MARINETTE — The Marinette Parks & Recreation Committee voted unanimously Tuesday in favor of setting a maximum stay length period of 21 consecutive days at City Park campground sites, but left some wiggle room for those hoping to camp for longer periods of time. 

The committee discussed extending the maximum time period for guests in the City Park campground in its Dec. 11 meeting, as well as the possibility of employing a campground host to manage the sites. Currently, the maximum number of days in a row a person, family or camping unit can stay at the campground is set at 15 days per calendar year, said committee chairperson and Alderperson-at-large Dorothy Kowalski on Tuesday. 

“We had talked about extending that,” she said. “When we first talked about it, we talked about it being 15 consecutive days, not 15 in a calendar year, so that’s a little bit different as well. I, personally, don’t have an issue if someone’s going to camp here more than 15 days throughout the course of the year.” 

City Clerk Lana Bero said the committee had discussed extending the maximum stay period to three weeks, and said she would like to have the maximum stay length include a provision wherein a guest could request a longer stay at the city’s discretion. 

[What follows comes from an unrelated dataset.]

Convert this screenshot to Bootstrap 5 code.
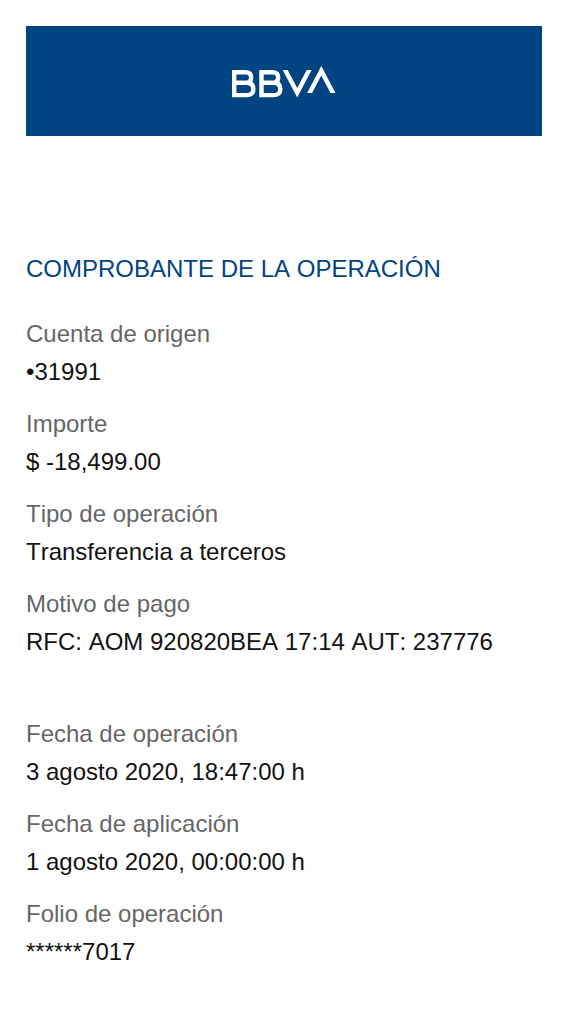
<!DOCTYPE html>
<html lang="es">
<head>
<meta charset="utf-8">
<meta name="viewport" content="width=device-width, initial-scale=1">
<title>Comprobante de la operación</title>
<link href="https://cdn.jsdelivr.net/npm/bootstrap@5.3.0/dist/css/bootstrap.min.css" rel="stylesheet">
<style>
body { font-family: "Liberation Sans", Arial, sans-serif; font-size: 24px; line-height: 38px; font-kerning: none; color: #121212; background: #fff; }
.receipt { padding: 26px; }
.brand-bar { background: #004481; padding: 40px 0 38px; margin-bottom: 114px; }
.receipt-title { font-size: 24px; line-height: 38px; font-weight: 400; color: #004481; margin-bottom: 27px; }
.details dt { font-weight: 400; color: #666; line-height: 38px; }
.details dd { margin-bottom: 14px; }
.details .section-end { margin-bottom: 54px; }
</style>
</head>
<body>
<main class="receipt container-fluid">
  <header class="brand-bar d-flex justify-content-center">
    <svg width="106" height="32" viewBox="0 0 106 32" role="img" aria-label="BBVA" fill="none" stroke="#fff" stroke-width="4.400">
      <defs>
        <clipPath id="clip-down"><rect x="50" y="4" width="34" height="28"/></clipPath>
        <clipPath id="clip-up"><rect x="74" y="0" width="32" height="27"/></clipPath>
      </defs>
      <path d="M3.200 6.200H14.500Q20.200 6.200 20.200 11.500T14.500 16.800H3.200M14.500 16.800H15.500Q22.300 16.800 22.300 23T15.500 29.100H3.200V4"/>
      <path d="M30.500 6.200H41.500Q47.200 6.200 47.200 11.500T41.500 16.800H30.500M41.500 16.800H42.500Q49.300 16.800 49.300 23T42.500 29.100H30.500V4"/>
      <path clip-path="url(#clip-down)" stroke-miterlimit="10" d="M52.100 0L66.200 26.700L80.300 0"/>
      <path clip-path="url(#clip-up)" stroke-miterlimit="10" d="M76.500 31L90.300 4.800L104.100 31"/>
    </svg>
  </header>
  <h1 class="receipt-title">COMPROBANTE DE LA OPERACIÓN</h1>
  <dl class="details mb-0">
    <dt>Cuenta de origen</dt>
    <dd>•31991</dd>
    <dt>Importe</dt>
    <dd>$ -18,499.00</dd>
    <dt>Tipo de operación</dt>
    <dd>Transferencia a terceros</dd>
    <dt>Motivo de pago</dt>
    <dd class="section-end">RFC: AOM 920820BEA 17:14 AUT: 237776</dd>
    <dt>Fecha de operación</dt>
    <dd>3 agosto 2020, 18:47:00 h</dd>
    <dt>Fecha de aplicación</dt>
    <dd>1 agosto 2020, 00:00:00 h</dd>
    <dt>Folio de operación</dt>
    <dd>******7017</dd>
  </dl>
</main>
<script src="https://cdn.jsdelivr.net/npm/bootstrap@5.3.0/dist/js/bootstrap.bundle.min.js"></script>
</body>
</html>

“I can see where, if it was full, and you had somebody requesting the site after three weeks, to make that person either move to a different site or vacate the campground,” she said. “Last year, we had a gentleman stay the whole year because there were sites available and he paid nightly.” 

Ward 5 Alderman Wally Hitt asked whether the city currently has problems with campground guests overstaying. Kowalski said there would be no issue unless the campground was filled and guests with online reservations, which the city is beginning to take this year, had nowhere to camp. 

“You wouldn’t be booting anybody if the campground was empty,” she said. 

Recreation Director Kent Kostelecky suggested the city limit campground stay lengths per site, rather than overall. Hitt said he was not convinced that they needed a limit, and Ward 1 Alderman Ken Keller said he disagreed. 

Following some more discussion, the committee voted unanimously to recommend the City Council set a limit of 21 consecutive days for campground guests, with a possible extension at the discretion of the city, for the $20-per-night campsites with water and electric hook-ups and $10-per-night rustic campsites for tents. Ward 4 Alderman Brian Walters was not present and did not vote. 

After the motion was passed, Mayor Steve Genisot asked if the committee wanted to take action regarding a campground host. Kowalski suggested they gather more information and see how many guests sign up for online reservations before taking it under consideration. 

Bero asked that the committee discuss at its next meeting the city’s approach toward transient homeless individuals who occasionally use the sites and the payment methods for campsite usage. The city currently offers a lock box at the campground for guests to drive up and pay without going to City Hall, which Bero said may need to be removed in order to keep track of which campsites are available.